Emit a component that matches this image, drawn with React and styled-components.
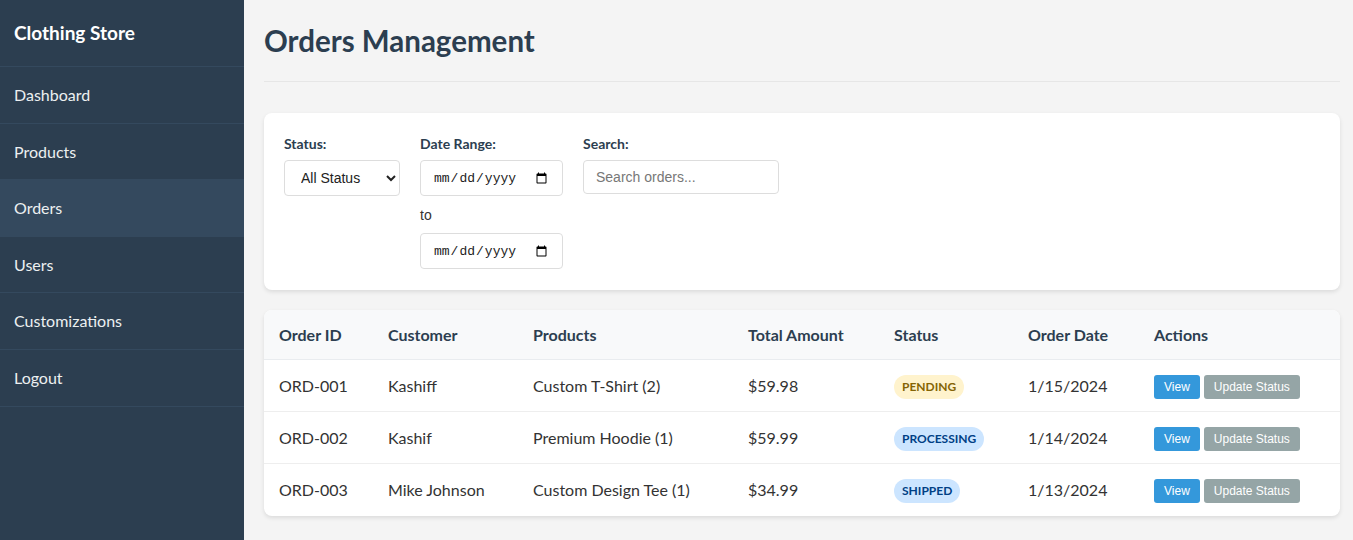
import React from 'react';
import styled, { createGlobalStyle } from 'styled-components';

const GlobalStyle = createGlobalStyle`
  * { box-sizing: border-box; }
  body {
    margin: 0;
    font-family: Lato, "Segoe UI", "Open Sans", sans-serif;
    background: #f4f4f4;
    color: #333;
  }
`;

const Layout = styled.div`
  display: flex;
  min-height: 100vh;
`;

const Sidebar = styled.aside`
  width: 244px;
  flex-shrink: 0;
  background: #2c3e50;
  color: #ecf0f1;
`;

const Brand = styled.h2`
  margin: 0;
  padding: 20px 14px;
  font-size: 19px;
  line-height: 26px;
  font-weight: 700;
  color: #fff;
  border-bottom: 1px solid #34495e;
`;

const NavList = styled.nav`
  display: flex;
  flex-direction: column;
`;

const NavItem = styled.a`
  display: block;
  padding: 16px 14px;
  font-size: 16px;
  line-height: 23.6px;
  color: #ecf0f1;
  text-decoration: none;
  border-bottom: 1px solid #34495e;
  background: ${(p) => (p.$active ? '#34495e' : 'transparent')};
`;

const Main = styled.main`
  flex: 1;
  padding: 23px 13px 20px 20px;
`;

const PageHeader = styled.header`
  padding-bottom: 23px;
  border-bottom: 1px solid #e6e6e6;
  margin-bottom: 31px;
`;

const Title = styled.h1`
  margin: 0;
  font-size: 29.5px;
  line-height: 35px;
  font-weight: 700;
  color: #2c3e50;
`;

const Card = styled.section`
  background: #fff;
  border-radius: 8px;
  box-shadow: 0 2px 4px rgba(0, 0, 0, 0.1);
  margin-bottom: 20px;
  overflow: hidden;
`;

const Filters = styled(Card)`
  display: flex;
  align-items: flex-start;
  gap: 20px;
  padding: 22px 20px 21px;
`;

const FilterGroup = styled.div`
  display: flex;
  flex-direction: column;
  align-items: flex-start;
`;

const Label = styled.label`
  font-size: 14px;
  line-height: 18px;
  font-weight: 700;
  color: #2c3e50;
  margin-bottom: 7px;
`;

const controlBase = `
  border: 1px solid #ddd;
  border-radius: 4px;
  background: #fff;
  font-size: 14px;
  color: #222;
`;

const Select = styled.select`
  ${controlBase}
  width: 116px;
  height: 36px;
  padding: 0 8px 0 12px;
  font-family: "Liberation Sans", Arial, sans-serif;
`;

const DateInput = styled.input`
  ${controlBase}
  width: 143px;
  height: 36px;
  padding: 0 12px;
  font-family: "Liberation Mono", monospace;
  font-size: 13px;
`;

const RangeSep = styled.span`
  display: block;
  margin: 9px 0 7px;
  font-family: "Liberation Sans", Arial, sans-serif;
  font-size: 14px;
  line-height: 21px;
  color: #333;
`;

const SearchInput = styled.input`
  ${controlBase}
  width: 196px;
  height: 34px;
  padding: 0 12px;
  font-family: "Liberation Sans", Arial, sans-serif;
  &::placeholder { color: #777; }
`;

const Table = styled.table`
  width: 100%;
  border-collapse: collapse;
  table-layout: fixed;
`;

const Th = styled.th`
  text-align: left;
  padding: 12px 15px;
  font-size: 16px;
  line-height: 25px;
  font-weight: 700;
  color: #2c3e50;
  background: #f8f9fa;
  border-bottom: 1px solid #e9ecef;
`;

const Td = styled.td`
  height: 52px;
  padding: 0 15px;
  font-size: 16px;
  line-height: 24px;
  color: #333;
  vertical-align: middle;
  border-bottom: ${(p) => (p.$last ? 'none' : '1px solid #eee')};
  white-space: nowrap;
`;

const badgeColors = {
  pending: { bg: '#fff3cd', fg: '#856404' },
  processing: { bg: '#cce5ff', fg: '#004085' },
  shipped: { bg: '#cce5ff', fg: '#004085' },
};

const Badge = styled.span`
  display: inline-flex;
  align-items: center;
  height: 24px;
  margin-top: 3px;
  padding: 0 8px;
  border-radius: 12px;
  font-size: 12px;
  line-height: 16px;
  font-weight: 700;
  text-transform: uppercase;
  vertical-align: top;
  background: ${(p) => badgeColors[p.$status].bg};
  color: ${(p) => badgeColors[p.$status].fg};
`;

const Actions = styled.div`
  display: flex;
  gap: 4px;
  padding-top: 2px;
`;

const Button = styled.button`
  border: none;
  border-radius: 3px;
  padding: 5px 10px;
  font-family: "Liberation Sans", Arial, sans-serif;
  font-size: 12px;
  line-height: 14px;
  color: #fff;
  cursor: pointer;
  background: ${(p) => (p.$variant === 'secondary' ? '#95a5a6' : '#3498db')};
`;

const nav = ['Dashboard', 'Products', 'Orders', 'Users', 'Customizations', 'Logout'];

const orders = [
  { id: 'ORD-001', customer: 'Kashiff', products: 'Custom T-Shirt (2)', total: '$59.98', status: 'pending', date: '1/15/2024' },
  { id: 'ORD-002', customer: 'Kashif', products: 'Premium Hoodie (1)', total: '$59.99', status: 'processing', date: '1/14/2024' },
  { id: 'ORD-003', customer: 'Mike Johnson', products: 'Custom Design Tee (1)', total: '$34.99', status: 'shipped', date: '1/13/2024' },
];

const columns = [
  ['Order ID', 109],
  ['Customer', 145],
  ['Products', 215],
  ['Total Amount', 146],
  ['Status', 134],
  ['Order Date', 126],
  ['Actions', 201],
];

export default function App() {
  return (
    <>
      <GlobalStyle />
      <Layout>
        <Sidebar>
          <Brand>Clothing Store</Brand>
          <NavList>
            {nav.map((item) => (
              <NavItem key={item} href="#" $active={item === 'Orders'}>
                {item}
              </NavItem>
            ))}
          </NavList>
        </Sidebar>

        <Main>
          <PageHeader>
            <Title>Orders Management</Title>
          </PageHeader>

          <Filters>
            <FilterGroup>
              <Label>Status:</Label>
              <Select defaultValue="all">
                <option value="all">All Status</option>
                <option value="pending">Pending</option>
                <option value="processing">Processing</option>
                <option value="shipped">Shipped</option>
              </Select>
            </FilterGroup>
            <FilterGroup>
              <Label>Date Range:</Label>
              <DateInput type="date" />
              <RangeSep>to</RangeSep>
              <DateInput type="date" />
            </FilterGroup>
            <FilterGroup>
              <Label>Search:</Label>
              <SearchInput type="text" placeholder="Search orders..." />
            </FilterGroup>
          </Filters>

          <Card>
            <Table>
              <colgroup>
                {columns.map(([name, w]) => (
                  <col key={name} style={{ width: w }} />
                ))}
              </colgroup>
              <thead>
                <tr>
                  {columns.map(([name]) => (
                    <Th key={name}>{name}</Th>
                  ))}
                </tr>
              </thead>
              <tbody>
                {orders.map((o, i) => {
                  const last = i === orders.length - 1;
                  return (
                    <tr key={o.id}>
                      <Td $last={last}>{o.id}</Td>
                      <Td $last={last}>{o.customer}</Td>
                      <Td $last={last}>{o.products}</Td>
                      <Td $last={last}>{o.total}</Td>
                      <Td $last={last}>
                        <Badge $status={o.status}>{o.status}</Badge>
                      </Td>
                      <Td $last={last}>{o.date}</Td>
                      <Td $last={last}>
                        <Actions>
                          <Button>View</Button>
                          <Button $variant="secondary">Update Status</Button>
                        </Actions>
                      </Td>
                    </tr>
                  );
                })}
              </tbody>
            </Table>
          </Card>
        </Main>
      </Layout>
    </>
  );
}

····················

• Required work: Keep the pictures out of the copy and write out the data exactly as it stands.

• Task result:
Emit a component that matches this image, drawn with React and styled-components.
import React from 'react';
import styled, { createGlobalStyle } from 'styled-components';

const GlobalStyle = createGlobalStyle`
  * { box-sizing: border-box; }
  body {
    margin: 0;
    font-family: Lato, "Segoe UI", "Open Sans", sans-serif;
    background: #f4f4f4;
    color: #333;
  }
`;

const Layout = styled.div`
  display: flex;
  min-height: 100vh;
`;

const Sidebar = styled.aside`
  width: 244px;
  flex-shrink: 0;
  background: #2c3e50;
  color: #ecf0f1;
`;

const Brand = styled.h2`
  margin: 0;
  padding: 20px 14px;
  font-size: 19px;
  line-height: 26px;
  font-weight: 700;
  color: #fff;
  border-bottom: 1px solid #34495e;
`;

const NavList = styled.nav`
  display: flex;
  flex-direction: column;
`;

const NavItem = styled.a`
  display: block;
  padding: 16px 14px;
  font-size: 16px;
  line-height: 23.6px;
  color: #ecf0f1;
  text-decoration: none;
  border-bottom: 1px solid #34495e;
  background: ${(p) => (p.$active ? '#34495e' : 'transparent')};
`;

const Main = styled.main`
  flex: 1;
  padding: 23px 13px 20px 20px;
`;

const PageHeader = styled.header`
  padding-bottom: 23px;
  border-bottom: 1px solid #e6e6e6;
  margin-bottom: 31px;
`;

const Title = styled.h1`
  margin: 0;
  font-size: 29.5px;
  line-height: 35px;
  font-weight: 700;
  color: #2c3e50;
`;

const Card = styled.section`
  background: #fff;
  border-radius: 8px;
  box-shadow: 0 2px 4px rgba(0, 0, 0, 0.1);
  margin-bottom: 20px;
  overflow: hidden;
`;

const Filters = styled(Card)`
  display: flex;
  align-items: flex-start;
  gap: 20px;
  padding: 22px 20px 21px;
`;

const FilterGroup = styled.div`
  display: flex;
  flex-direction: column;
  align-items: flex-start;
`;

const Label = styled.label`
  font-size: 14px;
  line-height: 18px;
  font-weight: 700;
  color: #2c3e50;
  margin-bottom: 7px;
`;

const controlBase = `
  border: 1px solid #ddd;
  border-radius: 4px;
  background: #fff;
  font-size: 14px;
  color: #222;
`;

const Select = styled.select`
  ${controlBase}
  width: 116px;
  height: 36px;
  padding: 0 8px 0 12px;
  font-family: "Liberation Sans", Arial, sans-serif;
`;

const DateInput = styled.input`
  ${controlBase}
  width: 143px;
  height: 36px;
  padding: 0 12px;
  font-family: "Liberation Mono", monospace;
  font-size: 13px;
`;

const RangeSep = styled.span`
  display: block;
  margin: 9px 0 7px;
  font-family: "Liberation Sans", Arial, sans-serif;
  font-size: 14px;
  line-height: 21px;
  color: #333;
`;

const SearchInput = styled.input`
  ${controlBase}
  width: 196px;
  height: 34px;
  padding: 0 12px;
  font-family: "Liberation Sans", Arial, sans-serif;
  &::placeholder { color: #777; }
`;

const Table = styled.table`
  width: 100%;
  border-collapse: collapse;
  table-layout: fixed;
`;

const Th = styled.th`
  text-align: left;
  padding: 12px 15px;
  font-size: 16px;
  line-height: 25px;
  font-weight: 700;
  color: #2c3e50;
  background: #f8f9fa;
  border-bottom: 1px solid #e9ecef;
`;

const Td = styled.td`
  height: 52px;
  padding: 0 15px;
  font-size: 16px;
  line-height: 24px;
  color: #333;
  vertical-align: middle;
  border-bottom: ${(p) => (p.$last ? 'none' : '1px solid #eee')};
  white-space: nowrap;
`;

const badgeColors = {
  pending: { bg: '#fff3cd', fg: '#856404' },
  processing: { bg: '#cce5ff', fg: '#004085' },
  shipped: { bg: '#cce5ff', fg: '#004085' },
};

const Badge = styled.span`
  display: inline-flex;
  align-items: center;
  height: 24px;
  margin-top: 3px;
  padding: 0 8px;
  border-radius: 12px;
  font-size: 12px;
  line-height: 16px;
  font-weight: 700;
  text-transform: uppercase;
  vertical-align: top;
  background: ${(p) => badgeColors[p.$status].bg};
  color: ${(p) => badgeColors[p.$status].fg};
`;

const Actions = styled.div`
  display: flex;
  gap: 4px;
  padding-top: 2px;
`;

const Button = styled.button`
  border: none;
  border-radius: 3px;
  padding: 5px 10px;
  font-family: "Liberation Sans", Arial, sans-serif;
  font-size: 12px;
  line-height: 14px;
  color: #fff;
  cursor: pointer;
  background: ${(p) => (p.$variant === 'secondary' ? '#95a5a6' : '#3498db')};
`;

const nav = ['Dashboard', 'Products', 'Orders', 'Users', 'Customizations', 'Logout'];

const orders = [
  { id: 'ORD-001', customer: 'Kashiff', products: 'Custom T-Shirt (2)', total: '$59.98', status: 'pending', date: '1/15/2024' },
  { id: 'ORD-002', customer: 'Kashif', products: 'Premium Hoodie (1)', total: '$59.99', status: 'processing', date: '1/14/2024' },
  { id: 'ORD-003', customer: 'Mike Johnson', products: 'Custom Design Tee (1)', total: '$34.99', status: 'shipped', date: '1/13/2024' },
];

const columns = [
  ['Order ID', 109],
  ['Customer', 145],
  ['Products', 215],
  ['Total Amount', 146],
  ['Status', 134],
  ['Order Date', 126],
  ['Actions', 201],
];

export default function App() {
  return (
    <>
      <GlobalStyle />
      <Layout>
        <Sidebar>
          <Brand>Clothing Store</Brand>
          <NavList>
            {nav.map((item) => (
              <NavItem key={item} href="#" $active={item === 'Orders'}>
                {item}
              </NavItem>
            ))}
          </NavList>
        </Sidebar>

        <Main>
          <PageHeader>
            <Title>Orders Management</Title>
          </PageHeader>

          <Filters>
            <FilterGroup>
              <Label>Status:</Label>
              <Select defaultValue="all">
                <option value="all">All Status</option>
                <option value="pending">Pending</option>
                <option value="processing">Processing</option>
                <option value="shipped">Shipped</option>
              </Select>
            </FilterGroup>
            <FilterGroup>
              <Label>Date Range:</Label>
              <DateInput type="date" />
              <RangeSep>to</RangeSep>
              <DateInput type="date" />
            </FilterGroup>
            <FilterGroup>
              <Label>Search:</Label>
              <SearchInput type="text" placeholder="Search orders..." />
            </FilterGroup>
          </Filters>

          <Card>
            <Table>
              <colgroup>
                {columns.map(([name, w]) => (
                  <col key={name} style={{ width: w }} />
                ))}
              </colgroup>
              <thead>
                <tr>
                  {columns.map(([name]) => (
                    <Th key={name}>{name}</Th>
                  ))}
                </tr>
              </thead>
              <tbody>
                {orders.map((o, i) => {
                  const last = i === orders.length - 1;
                  return (
                    <tr key={o.id}>
                      <Td $last={last}>{o.id}</Td>
                      <Td $last={last}>{o.customer}</Td>
                      <Td $last={last}>{o.products}</Td>
                      <Td $last={last}>{o.total}</Td>
                      <Td $last={last}>
                        <Badge $status={o.status}>{o.status}</Badge>
                      </Td>
                      <Td $last={last}>{o.date}</Td>
                      <Td $last={last}>
                        <Actions>
                          <Button>View</Button>
                          <Button $variant="secondary">Update Status</Button>
                        </Actions>
                      </Td>
                    </tr>
                  );
                })}
              </tbody>
            </Table>
          </Card>
        </Main>
      </Layout>
    </>
  );
}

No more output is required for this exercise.